Seneca soon had the opportunity to practice what he preached when Agrippina tapped him to be the tutor to her son Nero. Following the suspicious death of his stepfather Claudius, the teenaged Nero claimed the imperial title. The novice ruler’s maiden speech to the Senate, written by Seneca himself, promised to chart a new path from that of his predecessors. As in “On Anger,” Caligula served in the speech as a cautionary example.

No doubt Seneca congratulated himself for being the grownup in the room as he became Nero’s principal advisor. But the honeymoon was brief. Nero soon found his footing as emperor, but those feet were steeped in the blood he shed. Scores were evened, rivals exiled or assassinated, culminating in the emperor’s order for the murder of his overbearing mother. (A grotesquely farcical affair, it involved a ship with a lead ceiling meant to collapse and crush the empress, who managed to swim safely to shore, only to be stabbed to death by assassins sent by her son to finish the job.)

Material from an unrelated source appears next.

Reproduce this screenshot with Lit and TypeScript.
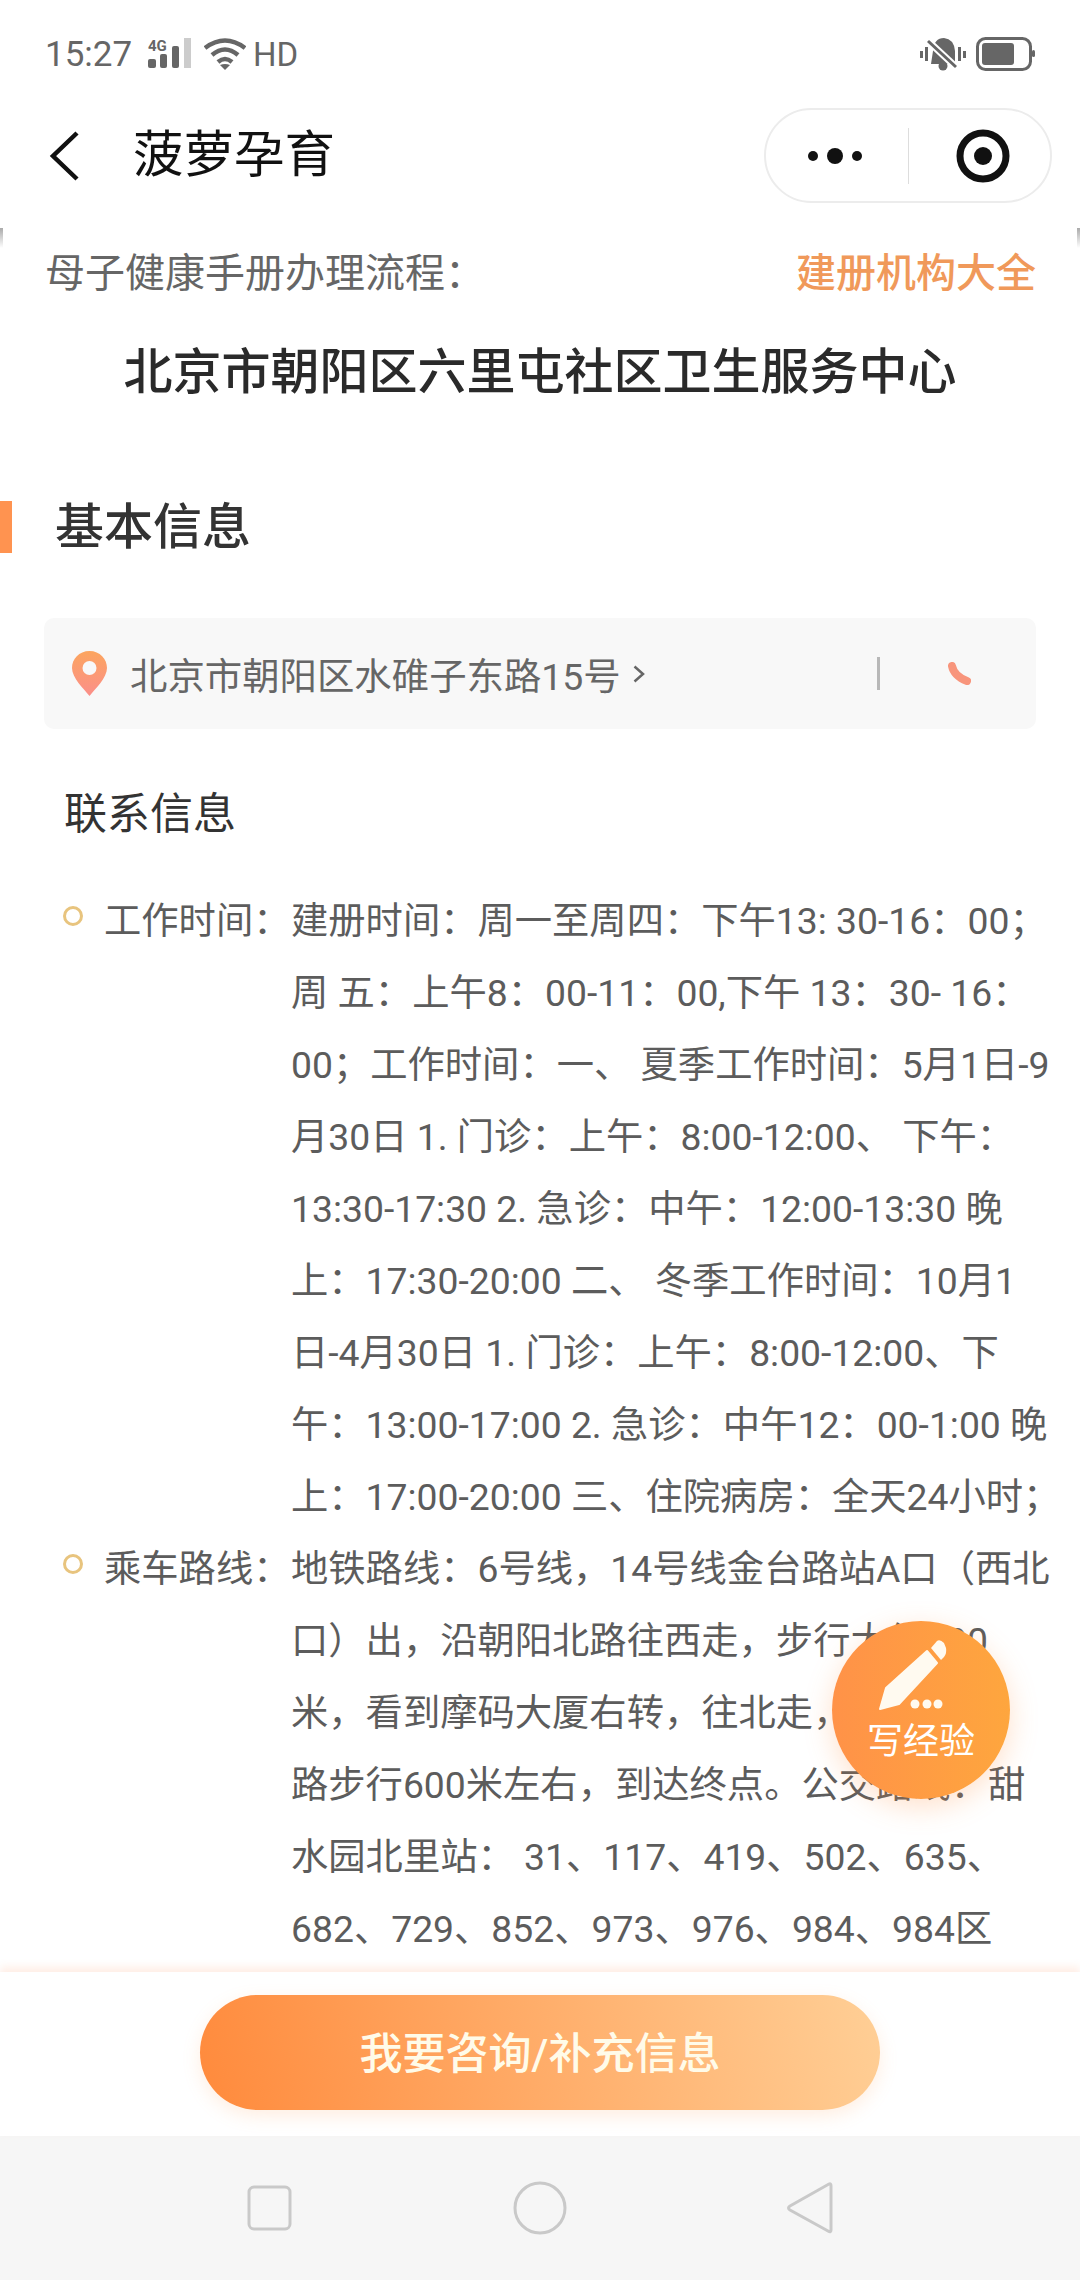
import { LitElement, html, css } from 'lit';
import { customElement } from 'lit/decorators.js';

const INFO = [
  {
    label: '工作时间：',
    lines: [
      '建册时间：周一至周四：下午13: 30-16：00；',
      '周 五：上午8：00-11：00,下午 13：30- 16：',
      '00；工作时间：一、 夏季工作时间：5月1日-9',
      '月30日 1. 门诊：上午：8:00-12:00、 下午：',
      '13:30-17:30 2. 急诊：中午：12:00-13:30 晚',
      '上：17:30-20:00 二、 冬季工作时间：10月1',
      '日-4月30日 1. 门诊：上午：8:00-12:00、下',
      '午：13:00-17:00 2. 急诊：中午12：00-1:00 晚',
      '上：17:00-20:00 三、住院病房：全天24小时；',
    ],
  },
  {
    label: '乘车路线：',
    lines: [
      '地铁路线：6号线，14号线金台路站A口（西北',
      '口）出，沿朝阳北路往西走，步行大约200',
      '米，看到摩码大厦右转，往北走，水碓子东',
      '路步行600米左右，到达终点。公交路线：甜',
      '水园北里站： 31、117、419、502、635、',
      '682、729、852、973、976、984、984区',
    ],
  },
];

@customElement('app-root')
export class AppRoot extends LitElement {
  static styles = css`
    :host {
      display: block;
      width: 1080px;
      height: 2280px;
      position: relative;
      overflow: hidden;
      background: #fff;
      font-family: Roboto, "Noto Sans CJK SC", sans-serif;
    }
    .page {
      height: 2280px;
      display: flex;
      flex-direction: column;
    }
    .status {
      height: 108px;
      flex: none;
      box-sizing: border-box;
      padding: 0 45px;
      display: flex;
      align-items: center;
      justify-content: space-between;
      color: #666;
    }
    .status-left, .status-right {
      display: flex;
      align-items: center;
    }
    .status svg { display: block; }
    .time { font-size: 35px; width: 102px; }
    .signal { margin-right: 11px; }
    .hd { font-size: 33px; margin-left: 7px; }
    .battery { margin-left: 10px; }
    .nav {
      height: 95px;
      flex: none;
      box-sizing: border-box;
      padding: 0 28px 0 47px;
      display: flex;
      align-items: center;
    }
    .nav h1 {
      margin: 0 0 0 54px;
      font-size: 50.5px;
      line-height: 1;
      font-weight: 400;
      color: #111;
      flex: 1;
    }
    .capsule {
      width: 288px;
      height: 95px;
      box-sizing: border-box;
      border: 2px solid #ececec;
      border-radius: 48px;
      display: flex;
      align-items: center;
    }
    .capsule > div {
      flex: 1;
      display: flex;
      justify-content: center;
      align-items: center;
    }
    .capsule .split {
      flex: none;
      width: 1px;
      height: 56px;
      background: #ddd;
    }
    .menu { margin-right: 4px; }
    .target { margin-left: 8px; }
    .content {
      flex: 1;
      min-height: 0;
      overflow: hidden;
      position: relative;
    }
    .corner {
      position: absolute;
      top: 25px;
      width: 3px;
      height: 20px;
      background: linear-gradient(#aaa, rgba(170, 170, 170, 0));
    }
    .corner.l { left: 0; }
    .corner.r { right: 0; }
    .flow {
      display: flex;
      justify-content: space-between;
      align-items: center;
      margin-top: 37px;
      padding: 0 44px 0 45px;
      height: 60px;
      font-size: 40px;
      color: #666;
    }
    .flow b {
      font-weight: 500;
      color: #f0995a;
    }
    .name {
      margin: 38px 0 0;
      text-align: center;
      font-size: 49px;
      line-height: 70px;
      font-weight: 500;
      color: #2a2a2a;
    }
    .heading {
      margin-top: 93px;
      height: 52px;
      display: flex;
      align-items: center;
      font-size: 49px;
      font-weight: 500;
      color: #333;
    }
    .heading i {
      width: 12px;
      height: 52px;
      background: #ff9350;
      margin-right: 43px;
    }
    .heading span { margin-bottom: 10px; }
    .address {
      margin: 65px 44px 0;
      height: 111px;
      box-sizing: border-box;
      padding: 0 65px 0 28px;
      background: #f8f8f8;
      border-radius: 10px;
      display: flex;
      align-items: center;
      font-size: 37.4px;
      color: #666;
    }
    .address span { margin-left: 23px; }
    .address .chev { margin-left: 12px; }
    .address .sep {
      width: 3px;
      height: 33px;
      background: #b8b8b8;
      margin: 0 68px 0 auto;
    }
    .sub {
      margin: 57px 0 0 64px;
      font-size: 43px;
      line-height: 56px;
      color: #333;
    }
    .rows { margin-top: 43px; }
    .row {
      display: flex;
      font-size: 37.3px;
      line-height: 72px;
      color: #5c5c5c;
    }
    .dot {
      flex: none;
      width: 20px;
      height: 20px;
      box-sizing: border-box;
      border: 3.5px solid #e8c47e;
      border-radius: 50%;
      margin: 21px 21px 0 63px;
    }
    .label { flex: none; width: 187px; white-space: nowrap; }
    .lines div { white-space: nowrap; }
    .fab {
      position: absolute;
      left: 832px;
      top: 1621px;
      width: 178px;
      height: 178px;
      border-radius: 50%;
      background: linear-gradient(90deg, #ff9248, #fea63e);
      box-shadow: 0 8px 28px rgba(255, 146, 72, 0.28);
      color: #fff;
      display: flex;
      flex-direction: column;
      align-items: center;
    }
    .fab svg { margin: 17px 16px 0 0; display: block; }
    .fab span { font-size: 36px; line-height: 44px; margin-top: 8px; }
    .footer {
      flex: none;
      height: 164px;
      position: relative;
      display: flex;
      justify-content: center;
      align-items: flex-start;
      background: #fff;
      box-shadow: 0 -5px 8px rgba(255, 170, 130, 0.2);
    }
    .cta {
      margin-top: 23px;
      width: 680px;
      height: 115px;
      box-sizing: border-box;
      padding-bottom: 6px;
      border-radius: 58px;
      background: linear-gradient(75deg, #ff8a3c, #ffcf96);
      box-shadow: 0 6px 18px rgba(255, 160, 90, 0.18);
      color: #fffbe9;
      font-size: 43px;
      font-weight: 500;
      display: flex;
      justify-content: center;
      align-items: center;
    }
    .softkeys {
      flex: none;
      height: 144px;
      background: #f6f6f6;
      display: grid;
      grid-template-columns: repeat(3, 60px);
      justify-content: center;
      column-gap: 210px;
      align-items: center;
    }
    .softkeys svg { display: block; }
  `;

  private signalIcon() {
    return html`<svg class="signal" width="46" height="36" viewBox="-1 -2 46 36" fill="#666">
      <text x="0" y="13" font-size="15" font-weight="700" font-family="Roboto">4G</text>
      <rect x="0" y="21" width="8" height="9" rx="2" />
      <rect x="12" y="16" width="7" height="14" rx="2" />
      <rect x="24" y="8" width="7" height="22" rx="2" />
      <rect x="36" y="0" width="7" height="30" fill="#ccc" />
    </svg>`;
  }

  private wifiIcon() {
    return html`<svg width="42" height="32" viewBox="0 0 42 32" fill="none" stroke="#666" stroke-width="4.5">
      <path d="M1 10 Q21 -5 41 10" />
      <path d="M8 17 Q21 6 34 17" />
      <path d="M14 24 Q21 18 28 24" />
      <path d="M16 27 L21 32 L26 27 Q21 25 16 27 Z" fill="#666" stroke="none" />
    </svg>`;
  }

  private muteIcon() {
    return html`<svg width="46" height="34" viewBox="0 0 46 34" fill="#666">
      <rect x="0" y="14" width="3" height="7" />
      <rect x="5" y="10" width="3" height="14" />
      <rect x="38" y="10" width="3" height="14" />
      <rect x="43" y="14" width="3" height="7" />
      <path d="M11 27 L13 14 Q14 1 24 1 Q34 2 35 14 L35 27 Z" />
      <circle cx="23" cy="29" r="4.5" />
      <path d="M7 3 L37 31" stroke="#fff" stroke-width="7" />
      <path d="M8 4 L36 30" stroke="#666" stroke-width="3" />
    </svg>`;
  }

  private batteryIcon() {
    return html`<svg class="battery" width="59" height="34" viewBox="0 0 59 34">
      <rect x="1.5" y="1.5" width="53" height="31" rx="8" fill="none" stroke="#666" stroke-width="3" />
      <rect x="6" y="6" width="32" height="22" rx="3" fill="#666" />
      <rect x="56" y="13" width="3" height="7" rx="1.5" fill="#666" />
    </svg>`;
  }

  private softKeys() {
    return html`
      <svg width="60" height="60" viewBox="0 0 60 60" fill="none" stroke="#c9c9c9" stroke-width="3">
        <rect x="9" y="9" width="41" height="42" rx="5" />
      </svg>
      <svg width="60" height="60" viewBox="0 0 60 60" fill="none" stroke="#c9c9c9" stroke-width="3">
        <circle cx="30" cy="30" r="25" />
      </svg>
      <svg width="60" height="60" viewBox="0 0 60 60" fill="none" stroke="#c9c9c9" stroke-width="3">
        <path d="M49 6 Q51 5 51 8 L51 52 Q51 55 48 53 L10 32 Q7 30 10 28 Z" />
      </svg>
    `;
  }

  render() {
    return html`
      <div class="page">
        <div class="status">
          <div class="status-left">
            <span class="time">15:27</span>
            ${this.signalIcon()} ${this.wifiIcon()}
            <span class="hd">HD</span>
          </div>
          <div class="status-right">${this.muteIcon()} ${this.batteryIcon()}</div>
        </div>
        <div class="nav">
          <svg width="32" height="52" viewBox="0 0 32 52" fill="none" stroke="#111" stroke-width="4.5">
            <path d="M30 3 L6 26 L30 49" />
          </svg>
          <h1>菠萝孕育</h1>
          <div class="capsule">
            <div>
              <svg class="menu" width="60" height="20" viewBox="0 0 60 20" fill="#111">
                <circle cx="8" cy="10" r="5" />
                <circle cx="30" cy="10" r="8" />
                <circle cx="52" cy="10" r="5" />
              </svg>
            </div>
            <div class="split"></div>
            <div>
              <svg class="target" width="56" height="56" viewBox="0 0 56 56">
                <circle cx="28" cy="28" r="23" fill="none" stroke="#111" stroke-width="7" />
                <circle cx="28" cy="28" r="9" fill="#111" />
              </svg>
            </div>
          </div>
        </div>
        <div class="content">
          <div class="corner l"></div>
          <div class="corner r"></div>
          <div class="flow"><span>母子健康手册办理流程：</span><b>建册机构大全</b></div>
          <div class="name">北京市朝阳区六里屯社区卫生服务中心</div>
          <div class="heading"><i></i><span>基本信息</span></div>
          <div class="address">
            <svg width="35" height="45" viewBox="0 0 35 45">
              <defs>
                <linearGradient id="pin" x1="0" y1="0" x2="0" y2="1">
                  <stop offset="0" stop-color="#fca55f" />
                  <stop offset="1" stop-color="#fb8f8a" />
                </linearGradient>
              </defs>
              <path d="M17.5 0 C7 0 0 8 0 17 C0 27 12 38 17.5 45 C23 38 35 27 35 17 C35 8 28 0 17.5 0 Z" fill="url(#pin)" />
              <circle cx="17.5" cy="17" r="7" fill="#f8f8f8" />
            </svg>
            <span>北京市朝阳区水碓子东路15号</span>
            <svg class="chev" width="12" height="18" viewBox="0 0 12 18" fill="none" stroke="#666" stroke-width="2.5">
              <path d="M1.5 1.5 L10 9 L1.5 16.5" />
            </svg>
            <div class="sep"></div>
            <svg width="23" height="23" viewBox="0 0 23 23" fill="none" stroke="#f8957c" stroke-width="8" stroke-linecap="round">
              <path d="M4 4 Q6 14 19 19" />
            </svg>
          </div>
          <div class="sub">联系信息</div>
          <div class="rows">
            ${INFO.map(
              (row) => html`<div class="row">
                <div class="dot"></div>
                <div class="label">${row.label}</div>
                <div class="lines">${row.lines.map((l) => html`<div>${l}</div>`)}</div>
              </div>`,
            )}
          </div>
        </div>
        <div class="footer"><div class="cta">我要咨询/补充信息</div></div>
        <div class="softkeys">${this.softKeys()}</div>
      </div>
      <div class="fab">
        <svg width="70" height="74" viewBox="0 0 70 74" fill="#fffaf0">
          <path d="M2 71 L8 50 L49 13 L59 25 L21 66 Z" stroke="#fffaf0" stroke-width="2" stroke-linejoin="round" />
          <path d="M53 10 L59 3 Q62 1 66 5 L68 10 Q69 15 66 19 L63 22 Z" />
          <circle cx="37" cy="66" r="4.5" />
          <circle cx="49" cy="66" r="4.5" />
          <circle cx="60" cy="66" r="4.5" />
        </svg>
        <span>写经验</span>
      </div>
    `;
  }
}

As Nero spiraled downward, Seneca stayed on. Perhaps he told himself he could restrain the emperor’s worst impulses; perhaps he told himself that if he resigned, others less able would make the situation worse; perhaps, though a Stoic, he was simply frightened. He turned to the power of his pen, addressing his essay “On Mercy” to Nero shortly after the emperor had his rival and stepbrother Britannicus poisoned. To no avail. The emperor behaved in increasingly un-imperial ways, taking up acting and singing as well as chariot racing and transforming life at the palace into a reality show. Finally, a year after a fire consumed Rome, a fire rumored to have been ignited by Nero himself, Seneca looked for the nearest exit.

Once again to no avail. Though Seneca finally left public life, his former pupil decided to make the retirement permanent by ordering him to commit suicide. That effort was also nearly botched. Notified of the order by Nero’s henchmen, Seneca first attended to some unfinished correspondence and then set himself to his task. After several failed attempts, from opening the veins on his wrists and ankles to drinking poison, the aged sage (he was 70) finally succeeded by suffocating himself in his steam bath. Ever the pedagogue, Seneca told his friends that he was leaving to them as a gift “the pattern of my life.”

What can that pattern, and in particular Seneca’s attitude toward anger, tell us today? At a time when our newly retired president has bequeathed, as his parting gift, an inferno of anger threatening to consume us all, what would Seneca advise? Would he concede that anger is the appropriate response to injustice? Or would he insist that anger, even when sparked by the acts of a mad ruler, threatens to become unbridled fury, deaf to the voice of reason?

Advice of a kind might be found in “On Mercy.” Seneca argues that a magnanimous ruler is a good ruler, especially when he shows clemency to those who have committed grave crimes. For Seneca, the reason behind this claim is, once again, reason itself. Minding his Stoic principles, Seneca declares that forgiveness should result from reason, and not from weakness (much less self-interested or partisan motives). Indeed, clemency should never be driven by pity, for that is a disorder of the mind no less than anger, and also capable of undermining reason. The Stoic sage, Seneca observes, “cannot be affected by any disorder: his mind is calm, and nothing can possibly happen to ruffle it.”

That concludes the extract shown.